There is some disagreement on how, where and why Labor Day first came into existence. According to the U.S. Department of Labor, many historians believe that Matthew Maguire proposed the holiday in 1882 when he was secretary of the Central Labor Union in New York.

But there are conflicting records that point to Peter J. McGuire, general secretary of the Brotherhood of Carpenters and Joiners and a cofounder of the American Federation of Labor, as the founder of Labor Day.
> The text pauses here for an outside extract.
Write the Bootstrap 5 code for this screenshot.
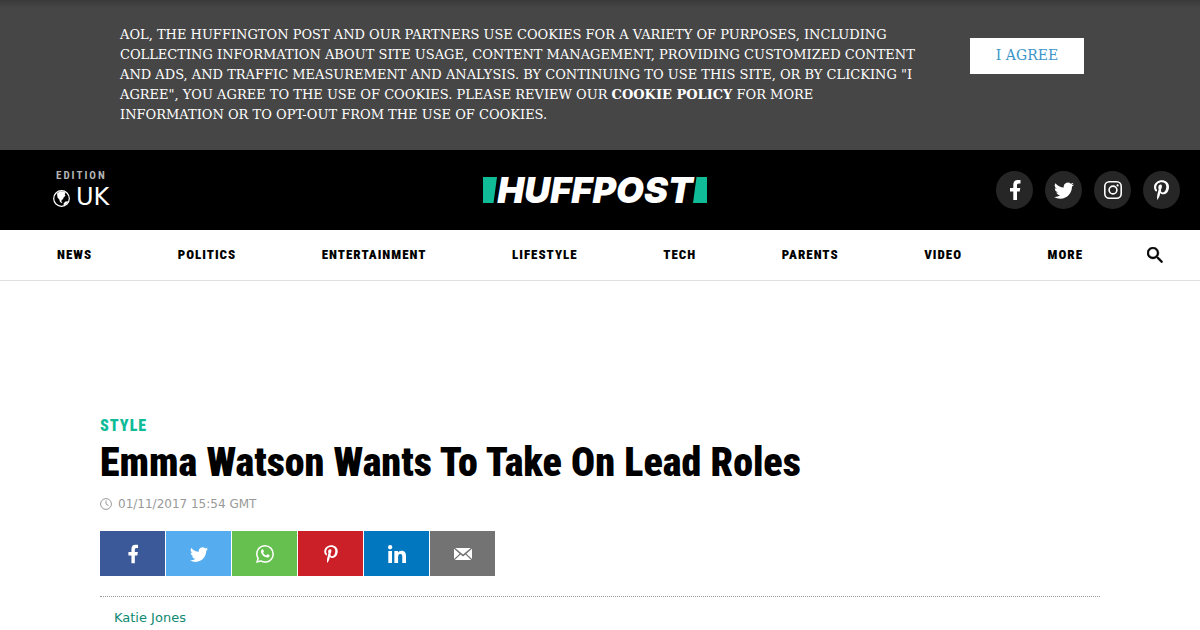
<!DOCTYPE html>
<html lang="en-GB">
<head>
<meta charset="utf-8">
<meta name="viewport" content="width=device-width, initial-scale=1">
<title>Emma Watson Wants To Take On Lead Roles | HuffPost UK</title>
<link href="https://cdn.jsdelivr.net/npm/bootstrap@5.3.0/dist/css/bootstrap.min.css" rel="stylesheet">
<style>
  body { font-family: "DejaVu Sans", sans-serif; color: #000; }
  a { text-decoration: none; }
  svg { display: block; fill: currentColor; }

  .cookie-bar {
    background: linear-gradient(#393939, #464646 8px);
    font: 13px/20px "DejaVu Serif", serif;
    padding: 25px 116px 25px 120px;
    color: #fff;
  }
  .cookie-copy { max-width: 800px; }
  .cookie-bar .btn {
    font: 14px/20px "DejaVu Serif", serif;
    color: #3b95c9; background: #fff;
    width: 114px; height: 36px; padding: 0 0 2px; margin-top: 13px;
  }

  .masthead { background: #000; min-height: 80px; padding: 0 20px 0 10px; }
  .edition { color: #fff; padding: 4px 0 0 43px; }
  .edition-label { font: 700 11px/12px "Roboto Condensed", Roboto, sans-serif; letter-spacing: 2px; color: #b4b4b4; padding-left: 3px; }
  .edition-name { font-size: 24px; line-height: 30px; gap: 6px; }
  .edition-name svg { margin-top: 3px; }
  .brand { color: #fff; font: italic 900 36px/40px Inter, sans-serif; }
  .brand svg { fill: #10bc97; }
  .social { gap: 12px; }
  .social a { width: 37px; height: 38px; background: #262626; color: #fff; }

  .sections { border-bottom: 1px solid #e0e0e0; height: 51px; padding: 0 37px 0 57px; gap: 64px; }
  .sections a { font: 900 13px/20px "Roboto Condensed", Roboto, sans-serif; letter-spacing: 1px; color: #000; }
  .sections .btn { color: #000; }

  .article { padding: 135px 100px 0; }
  .kicker { font: 900 16px/20px "Roboto Condensed", Roboto, sans-serif; letter-spacing: 1px; color: #10bc97; }
  .headline { font: 900 40px/54px "Roboto Condensed", Roboto, sans-serif; }
  .posted { font-size: 12px; line-height: 18px; color: #999; gap: 6px; margin-top: 5px; }
  .share { gap: 1px; margin-top: 18px; }
  .share .btn { width: 65px; height: 45px; color: #fff; }
  .byline { border-top: 1px dotted #999; margin-top: 20px; padding: 11px 14px; font-size: 13px; line-height: 20px; }
  .byline a { color: #0e8a72; }
</style>
</head>
<body>
<svg class="d-none" aria-hidden="true">
  <symbol id="facebook" viewBox="0 0 24 24"><path d="M14 13.500h2.700l.6-3.600H14V7.500c0-1.200.3-2 2-2h1.500V2.140c-.326-.043-1.557-.14-2.857-.14C11.928 2 10.300 3.657 10.300 6.700v3.200H7v3.600h3.300V22H14z"/></symbol>
  <symbol id="twitter" viewBox="0 0 16 16"><path d="M5.026 15c6.038 0 9.341-5.003 9.341-9.334 0-.14 0-.282-.006-.422A6.685 6.685 0 0 0 16 3.542a6.658 6.658 0 0 1-1.889.518 3.301 3.301 0 0 0 1.447-1.817 6.533 6.533 0 0 1-2.087.793A3.286 3.286 0 0 0 7.875 6.030a9.325 9.325 0 0 1-6.767-3.429 3.289 3.289 0 0 0 1.018 4.382A3.323 3.323 0 0 1 .64 6.575v.045a3.288 3.288 0 0 0 2.632 3.218 3.203 3.203 0 0 1-.865.115 3.230 3.230 0 0 1-.614-.057 3.283 3.283 0 0 0 3.067 2.277A6.588 6.588 0 0 1 .78 13.580a6.320 6.320 0 0 1-.78-.045A9.344 9.344 0 0 0 5.026 15z"/></symbol>
  <symbol id="pinterest" viewBox="0 0 384 512"><path d="M204 6.500C101.400 6.500 0 74.900 0 185.600 0 256 39.600 296 63.600 296c9.900 0 15.600-27.600 15.600-35.400 0-9.300-23.700-29.100-23.700-67.800 0-80.400 61.200-137.400 140.400-137.400 68.100 0 118.500 38.700 118.500 109.800 0 53.100-21.300 152.700-90.300 152.700-24.900 0-46.200-18-46.200-43.800 0-37.800 26.400-74.400 26.400-113.400 0-66.200-93.900-54.200-93.900 25.800 0 16.800 2.100 35.400 9.600 50.700-13.800 59.400-42 147.900-42 209.100 0 18.900 2.700 37.500 4.500 56.400 3.400 3.800 1.700 3.400 6.900 1.500 50.400-69 48.600-82.500 71.400-172.800 12.300 23.400 44.100 36 69.300 36 106.200 0 153.900-103.500 153.900-196.800C384 71.300 298.200 6.500 204 6.500z"/></symbol>
</svg>

<div class="cookie-bar d-flex justify-content-between align-items-start">
  <p class="cookie-copy mb-0">AOL, THE HUFFINGTON POST AND OUR PARTNERS USE COOKIES FOR A VARIETY OF PURPOSES, INCLUDING COLLECTING INFORMATION ABOUT SITE USAGE, CONTENT MANAGEMENT, PROVIDING CUSTOMIZED CONTENT AND ADS, AND TRAFFIC MEASUREMENT AND ANALYSIS. BY CONTINUING TO USE THIS SITE, OR BY CLICKING "I AGREE", YOU AGREE TO THE USE OF COOKIES. PLEASE REVIEW OUR <a class="text-white fw-bold" href="#">COOKIE POLICY</a> FOR MORE INFORMATION OR TO OPT-OUT FROM THE USE OF COOKIES.</p>
  <button type="button" class="btn rounded-0 border-0 flex-shrink-0">I AGREE</button>
</div>

<header class="masthead d-flex align-items-center">
  <div class="col">
    <a href="#" class="edition d-inline-block">
      <span class="edition-label d-block">EDITION</span>
      <span class="edition-name d-flex align-items-center">
        <svg width="17" height="17" viewBox="0 0 17 17" aria-hidden="true"><circle cx="8.500" cy="8.500" r="7.800" fill="none" stroke="currentColor" stroke-width="1.200"/><path d="M4 3.500 7 1.200l4 .3 1.500 1.500-.8 1.200.8 1.500-1.700 1.600-1 2.200-1 .2-.5 1.800 1 .8-.3.600L7 12 6.300 9.500 4.500 7.500zM12 11.800l3-.8-1.500 2.800-2.500 1.500-.6-1.400z"/></svg>
        <span>UK</span>
      </span>
    </a>
  </div>
  <a href="#" class="brand d-flex align-items-center">
    <svg width="14" height="26" viewBox="0 0 14 26" aria-hidden="true"><path d="M0 0h14L10.500 26H0z"/></svg>
    <span>HUFFPOST</span>
    <svg width="14" height="26" viewBox="0 0 14 26" aria-hidden="true"><path d="M3.500 0H14v26H0z"/></svg>
  </a>
  <nav class="social col d-flex justify-content-end" aria-label="Social">
    <a href="#" aria-label="Facebook" class="rounded-circle d-flex align-items-center justify-content-center"><svg width="24" height="24"><use href="#facebook"/></svg></a>
    <a href="#" aria-label="Twitter" class="rounded-circle d-flex align-items-center justify-content-center"><svg width="20" height="20"><use href="#twitter"/></svg></a>
    <a href="#" aria-label="Instagram" class="rounded-circle d-flex align-items-center justify-content-center"><svg width="18" height="18" viewBox="0 0 18 18"><g fill="none" stroke="currentColor" stroke-width="1.600"><rect x=".8" y=".8" width="16.400" height="16.400" rx="4.500"/><circle cx="9" cy="9" r="3.900"/></g><circle cx="13.600" cy="4.400" r="1.100"/></svg></a>
    <a href="#" aria-label="Pinterest" class="rounded-circle d-flex align-items-center justify-content-center"><svg width="15" height="20"><use href="#pinterest"/></svg></a>
  </nav>
</header>

<nav class="sections d-flex align-items-center" aria-label="Sections">
  <div class="d-flex flex-grow-1 justify-content-between">
    <a href="#">NEWS</a>
    <a href="#">POLITICS</a>
    <a href="#">ENTERTAINMENT</a>
    <a href="#">LIFESTYLE</a>
    <a href="#">TECH</a>
    <a href="#">PARENTS</a>
    <a href="#">VIDEO</a>
    <a href="#">MORE</a>
  </div>
  <button type="button" class="btn border-0 p-0" aria-label="Search"><svg width="16" height="16" viewBox="3 3 17.500 17.500"><path stroke="currentColor" stroke-width=".5" d="M15.500 14h-.79l-.28-.27A6.471 6.471 0 0 0 16 9.500 6.500 6.500 0 1 0 9.500 16c1.610 0 3.090-.59 4.230-1.570l.27.280v.79l5 4.990L20.490 19l-4.990-5zm-6 0C7.010 14 5 11.990 5 9.500S7.010 5 9.500 5 14 7.010 14 9.500 11.990 14 9.500 14z"/></svg></button>
</nav>

<main class="article">
  <a href="#" class="kicker d-block">STYLE</a>
  <h1 class="headline mb-0">Emma Watson Wants To Take On Lead Roles</h1>
  <div class="posted d-flex align-items-center">
    <svg width="12" height="12" viewBox="0 0 12 12" aria-hidden="true"><g fill="none" stroke="currentColor"><circle cx="6" cy="6" r="5.400"/><path d="M6 2.500V6l2.500 1.500"/></g></svg>
    <time datetime="2017-11-01T15:54">01/11/2017 15:54 GMT</time>
  </div>
  <div class="share d-flex">
    <button type="button" aria-label="Share on Facebook" class="btn rounded-0 border-0 p-0 d-flex align-items-center justify-content-center" style="background:#3b5998"><svg width="22" height="22"><use href="#facebook"/></svg></button>
    <button type="button" aria-label="Share on Twitter" class="btn rounded-0 border-0 p-0 d-flex align-items-center justify-content-center" style="background:#55acee"><svg width="18" height="18"><use href="#twitter"/></svg></button>
    <button type="button" aria-label="Share on WhatsApp" class="btn rounded-0 border-0 p-0 d-flex align-items-center justify-content-center" style="background:#65c04f"><svg width="18" height="18" viewBox="0 0 16 16"><path d="M13.601 2.326A7.854 7.854 0 0 0 7.994 0C3.627 0 .068 3.558.064 7.926c0 1.399.366 2.760 1.057 3.965L0 16l4.204-1.102a7.933 7.933 0 0 0 3.790.965h.004c4.368 0 7.926-3.558 7.930-7.930A7.898 7.898 0 0 0 13.600 2.326zM7.994 14.521a6.573 6.573 0 0 1-3.356-.92l-.24-.144-2.494.654.666-2.433-.156-.251a6.560 6.560 0 0 1-1.007-3.505c0-3.626 2.957-6.584 6.591-6.584a6.560 6.560 0 0 1 4.660 1.931 6.557 6.557 0 0 1 1.928 4.660c-.004 3.639-2.961 6.592-6.592 6.592z"/><path d="M5.200 4.100c.5-.5 1-.4 1.200.1l.6 1.400c.2.500-.2.800-.6 1.300.6 1.200 1.500 2 2.700 2.500l.8-.9c.3-.4.700-.2 1.300.1.800.4 1.100.5 1 .8-.1 1.200-1.200 1.900-2.200 1.800C7.500 10.900 5.200 9 4.500 6.700c-.2-1 .1-2 .7-2.600z"/></svg></button>
    <button type="button" aria-label="Share on Pinterest" class="btn rounded-0 border-0 p-0 d-flex align-items-center justify-content-center" style="background:#cb2027"><svg width="14" height="18"><use href="#pinterest"/></svg></button>
    <button type="button" aria-label="Share on LinkedIn" class="btn rounded-0 border-0 p-0 d-flex align-items-center justify-content-center" style="background:#0077bf"><svg width="18" height="18" viewBox="0 0 448 448"><path d="M100.280 448H7.400V148.900h92.880zM53.790 108.100C24.090 108.100 0 83.500 0 53.800a53.790 53.790 0 0 1 107.580 0c0 29.700-24.100 54.300-53.790 54.300zM447.900 448h-92.680V302.400c0-34.700-.7-79.200-48.290-79.200-48.290 0-55.690 37.700-55.690 76.700V448h-92.780V148.900h89.080v40.800h1.300c12.400-23.500 42.690-48.300 87.880-48.300 94 0 111.280 61.900 111.280 142.300V448z"/></svg></button>
    <button type="button" aria-label="Share by email" class="btn rounded-0 border-0 p-0 d-flex align-items-center justify-content-center" style="background:#737373"><svg width="18" height="12" viewBox="0 0 18 12"><path d="M1.200 0h15.600L9 6.600zM0 .8 5.600 5.700 0 11zM18 .8V11l-5.600-5.300zM6.500 6.500 9 8.500l2.500-2L17.200 12H.8z"/></svg></button>
  </div>
  <div class="byline"><a href="#">Katie Jones</a></div>
</main>
<script src="https://cdn.jsdelivr.net/npm/bootstrap@5.3.0/dist/js/bootstrap.bundle.min.js"></script>
</body>
</html>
America's Union Movement describes McGuire as the father of both Labor Day and May Day and credits him with organizing members of New York's Central Labor union to hold a festive parade through the streets of the city on Sept. 5, 1882, the day that is commonly known as the very first Labor Day in the United States, though it would not become a national holiday until two years later.

There are some who prefer to trace Labor Day's origins to Canada, where McGuire is believed to have been given the idea for a workingman's holiday while speaking at a labor festival in the summer of 1882.

In any case, Labor Day became an official national holiday in 1894, in what some have viewed as a concession on the part of U.S. President Grover Cleveland after he ordered a military reponse to the Pullman railroad strike and protesters were killed by U.S. marshals.

The Pullman Palace Car Company was founded in 1880 in Pullman, Ill., and described in a 2001 episode of News Hour with Jim Lehrer as a utopian workers' community insulated from the moral (and political) seductions of nearby Chicago.

The business and the self-contained community thrived for over a decade until it was battered by the nationwide economic depression of 1893. Though workers' wages were cut, their rents -- which were automatically deducted from their paychecks -- remained static, and the disenfranchised workers organized a walkout. The strike was quickly thrust into the national spotlight after workers in the American Railway Union boycotted trains carrying Pullman cars, in a show of solidarity. President Cleveland declared the strike a federal crime and made the ill-fated decision to send in troops to deploy it.

The violence sparked a national outrage and brought labor and worker's issues to the forefront of the nation's political agenda -- during an election year. Congress brought a bill proposing a national Labor Day to the President within days of the military response, and he signed the bill in the hopes that the concession might win him votes.

He was not re-elected.

Today, Labor Day does not much resemble the day for which the toilers in past centuries looked forward, when their rights and their wrongs would be discussed, as Samuel Gompers, head of the American Federation of Labor, described it in 1898. Gombers imagined that holidaying workers might touch shoulders in marching phalanx and feel the stronger for it.

This coming Monday, the only place holidaying workers will touch shoulders will be at an overcrowded JC Penny Labor Day sale. But perhaps this year we can take a moment to be grateful for the battles fought by the labor unions of over a century ago.